De madrugada, Hillary
Clinton llamó a Donald Trump para felicitarlo, tragando sapos tras lo que desde
horas antes se preveía inevitable: el inesperado triunfo del populismo.
Después, el discurso del ganador dio esperanzas con sus claras muestras que el
monstruo que conjuró —un EEUU intolerante, dividido y
excluyente— no podía avanzar más.
Pero, ¿cómo ganó si
todas las encuestas —incluidas las dos últimas de la noche anterior—
le daban perdedor y las apuestas —ese termómetro anglosajón—
daban 2 o 3 a 1 a favor de Clinton?
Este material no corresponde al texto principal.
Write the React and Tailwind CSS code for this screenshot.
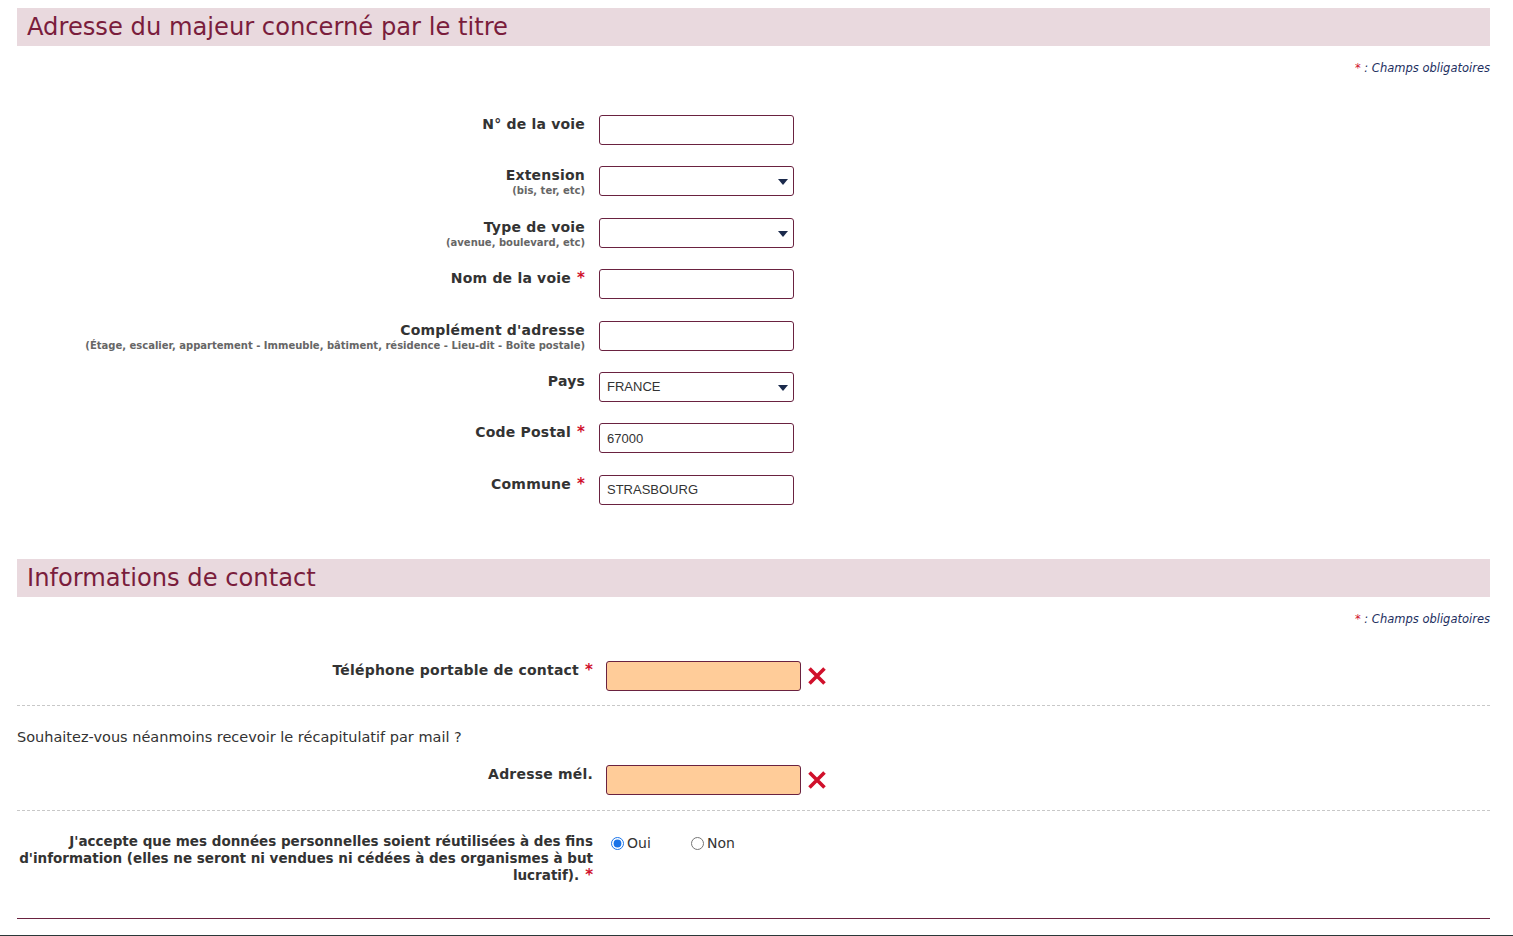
import React from "react";

const labelFont = { fontFamily: '"DejaVu Sans", Verdana, sans-serif' };

const Star = () => <span className="text-[#d0102b] text-[15px] leading-none ml-[6px]">*</span>;

const SectionTitle = ({ children }) => (
  <div className="h-[38px] bg-[#e9d9de] px-[10px] flex items-center text-[24.2px] text-[#7a1d3c] leading-none">
    {children}
  </div>
);

const RequiredNote = () => (
  <div className="text-right text-[11.5px] italic text-[#1d2f5f] leading-[13px]">
    <span className="text-[#d0102b]">*</span> : Champs obligatoires
  </div>
);

const Caret = () => (
  <svg width="10" height="6" viewBox="0 0 10 6" className="absolute right-[5px] top-[12px]">
    <path d="M0 0 L10 0 L5 6 Z" fill="#1b2a4c" />
  </svg>
);

const Field = ({ value = "", select, error }) => (
  <div
    className={`relative w-[195px] h-[30px] border border-[#6a2240] rounded-[3px] flex items-center px-[7px] text-[13px] text-[#333] ${
      error ? "bg-[#ffcc99]" : "bg-white"
    }`}
    style={{ fontFamily: '"Liberation Sans", Arial, sans-serif' }}
  >
    {value}
    {select && <Caret />}
  </div>
);

const ErrorMark = () => (
  <svg width="18" height="18" viewBox="0 0 18 18" className="ml-[7px] mt-[6px]">
    <path d="M1.5 1.5 L16.5 16.5 M16.5 1.5 L1.5 16.5" stroke="#d0102b" strokeWidth="3.6" />
  </svg>
);

const AddressRow = ({ label, sub, required, ...field }) => (
  <div className="flex h-[30px]">
    <div className="w-[568px] text-right pt-[1px]">
      <div className="text-[14px] tracking-[0.2px] font-bold leading-[16px] text-[#333]">
        {label}
        {required && <Star />}
      </div>
      {sub && <div className="mt-[2px] text-[10px] font-bold leading-[12px] text-[#666]">{sub}</div>}
    </div>
    <div className="ml-[14px]">
      <Field {...field} />
    </div>
  </div>
);

const ContactRow = ({ label, required }) => (
  <div className="flex">
    <div className="w-[576px] text-right pt-[1px] text-[14px] tracking-[0.2px] font-bold leading-[16px] text-[#333]">
      {label}
      {required && <Star />}
    </div>
    <div className="ml-[13px] flex items-start">
      <Field error />
      <ErrorMark />
    </div>
  </div>
);

const Radio = ({ label, checked }) => (
  <label className="flex items-center w-[80px] text-[14px] text-[#333]">
    <input type="radio" name="consent" defaultChecked={checked} className="ml-[5px] mr-[3px] w-[13px] h-[13px] accent-[#1a73e8]" />
    {label}
  </label>
);

export default function App() {
  return (
    <div className="bg-white min-h-[936px] pt-[8px]" style={labelFont}>
      <div className="pl-[17px] pr-[23px]">
        <SectionTitle>Adresse du majeur concerné par le titre</SectionTitle>
        <div className="mt-[16px]">
          <RequiredNote />
        </div>

        <div className="mt-[40px] flex flex-col gap-y-[21.4px]">
          <AddressRow label="N° de la voie" />
          <AddressRow label="Extension" sub="(bis, ter, etc)" select />
          <AddressRow label="Type de voie" sub="(avenue, boulevard, etc)" select />
          <AddressRow label="Nom de la voie" required />
          <AddressRow
            label="Complément d'adresse"
            sub="(Étage, escalier, appartement - Immeuble, bâtiment, résidence - Lieu-dit - Boîte postale)"
          />
          <AddressRow label="Pays" value="FRANCE" select />
          <AddressRow label="Code Postal" required value="67000" />
          <AddressRow label="Commune" required value="STRASBOURG" />
        </div>

        <div className="mt-[54px]">
          <SectionTitle>Informations de contact</SectionTitle>
        </div>
        <div className="mt-[16px]">
          <RequiredNote />
        </div>

        <div className="mt-[35px]">
          <ContactRow label="Téléphone portable de contact" required />
        </div>
        <div className="mt-[14px] border-t border-dashed border-[#c8c8c8]" />

        <div className="mt-[23px] text-[14.5px] leading-[16px] text-[#333]">
          Souhaitez-vous néanmoins recevoir le récapitulatif par mail ?
        </div>

        <div className="mt-[20px]">
          <ContactRow label="Adresse mél." />
        </div>
        <div className="mt-[15px] border-t border-dashed border-[#c8c8c8]" />

        <div className="mt-[22px] flex">
          <div className="w-[576px] text-right text-[13.5px] font-bold leading-[17px] text-[#333]">
            J'accepte que mes données personnelles soient réutilisées à des fins d'information (elles ne seront ni vendues ni cédées à des organismes à but lucratif).
            <Star />
          </div>
          <div className="ml-[13px] flex items-start">
            <Radio label="Oui" checked />
            <Radio label="Non" />
          </div>
        </div>

        <div className="mt-[34px] border-t border-[#6a2240]" />
      </div>
      <div className="mt-[16px] h-[1px] bg-[#2b3838]" />
    </div>
  );
}
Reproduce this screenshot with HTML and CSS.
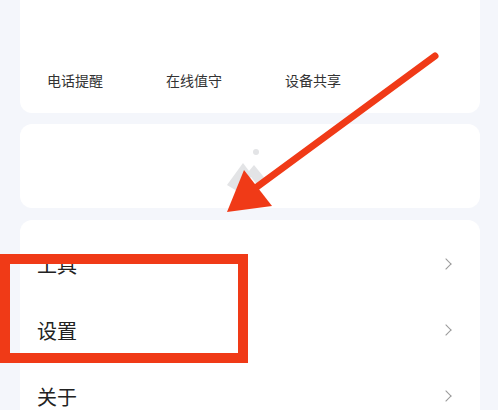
FILE: index.html
```html
<!DOCTYPE html>
<html>
<head>
    <meta charset="UTF-8">
    <meta name="viewport" content="width=device-width, initial-scale=1.0">
    <title>我的</title>
    <link rel="stylesheet" href="styles.css">
</head>
<body>
    <div class="page">
        <div class="card quick-card">
            <div class="quick-list">
                <span class="quick-item">电话提醒</span>
                <span class="quick-item">在线值守</span>
                <span class="quick-item">设备共享</span>
            </div>
        </div>

        <div class="card banner-card">
            <svg class="placeholder" width="48" height="48" viewBox="0 0 48 48">
                <circle cx="33" cy="7" r="3" fill="#e3e4e6"/>
                <path d="M4 40 L20 18 L26 26 L31 20 L44 36 L36 42 L28 32 L14 46 Z" fill="#e3e4e6"/>
            </svg>
        </div>

        <div class="card menu-card">
            <div class="menu-item">
                <span>工具</span>
                <span class="chevron"></span>
            </div>
            <div class="menu-item">
                <span>设置</span>
                <span class="chevron"></span>
            </div>
            <div class="menu-item">
                <span>关于</span>
                <span class="chevron"></span>
            </div>
        </div>
    </div>

    <!-- annotation overlay -->
    <div class="mark-box"></div>
    <svg class="mark-arrow" width="498" height="410" viewBox="0 0 498 410">
        <line x1="435" y1="56" x2="250" y2="192" stroke="#f03a17" stroke-width="7" stroke-linecap="round"/>
        <polygon points="227,212 244,170 272,206" fill="#f03a17"/>
    </svg>
</body>
</html>
```

FILE: styles.css
```css
body {
    font-family: "Noto Sans CJK SC", "Noto Sans", sans-serif;
    margin: 0;
    padding: 0;
    background-color: #f4f6fb;
    color: #222;
    overflow: hidden;
}

.page {
    margin: 0 18px 0 20px;
    height: 410px;
    overflow: hidden;
}

.card {
    background: #fff;
    border-radius: 12px;
}

.quick-card {
    margin-top: -20px;
    height: 133px;
    display: flex;
    flex-direction: column;
    justify-content: flex-end;
}

.quick-list {
    display: flex;
    padding: 0 0 23px 27px;
}

.quick-item {
    width: 119px;
    font-size: 14px;
    color: #333;
    line-height: 20px;
}

.banner-card {
    margin-top: 11px;
    height: 84px;
    display: flex;
    justify-content: center;
    align-items: center;
}

.placeholder {
    margin-left: -6px;
    margin-top: 6px;
}

.menu-card {
    margin-top: 12px;
    padding-top: 11px;
}

.menu-item {
    height: 66px;
    display: flex;
    align-items: center;
    justify-content: space-between;
    padding: 0 30px 0 17px;
    font-size: 20px;
}

.chevron {
    width: 7px;
    height: 7px;
    border-top: 1.5px solid #999;
    border-right: 1.5px solid #999;
    transform: rotate(45deg);
}

.mark-box {
    position: absolute;
    left: 0;
    top: 254px;
    width: 228px;
    height: 89px;
    border: 10px solid #f03a17;
}

.mark-arrow {
    position: absolute;
    left: 0;
    top: 0;
}
```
Las respuestas son inequívocas: Las
encuestas, los pronósticos y las opiniones —me incluyo—
no leyeron cabalmente al votante Trump —ese nicho de mercado
electoral que el showman supo aprovechar tan bien: obreros blancos con baja preparación sobre los
40 y sus familias, desplazados de la globalización y de las nuevas tecnologías—
y se obvió su voto oculto; se sobrevaloró el impacto de las diatribas
xenófobas, racistas y machistas; se sobredimensionó el voto latino, de los
inmigrantes, las minorías y las mujeres; tampoco se justipreció el rechazo de
la candidata demócrata —creciente luego de los nuevos correos—
pero, sobre todo, se confundió el éxito macroeconómico de la Era Obama con la
recuperación para todos los norteamericanos, obviando a una clase media baja y
trabajadora que tras la crisis de 2008 y la globalización dejaron de ser la imagen
americana.
Trump tendrá muchas
heridas para sanar: en su partido, su país y el mundo. Confío en el poder de
las instituciones democráticas de EEUU.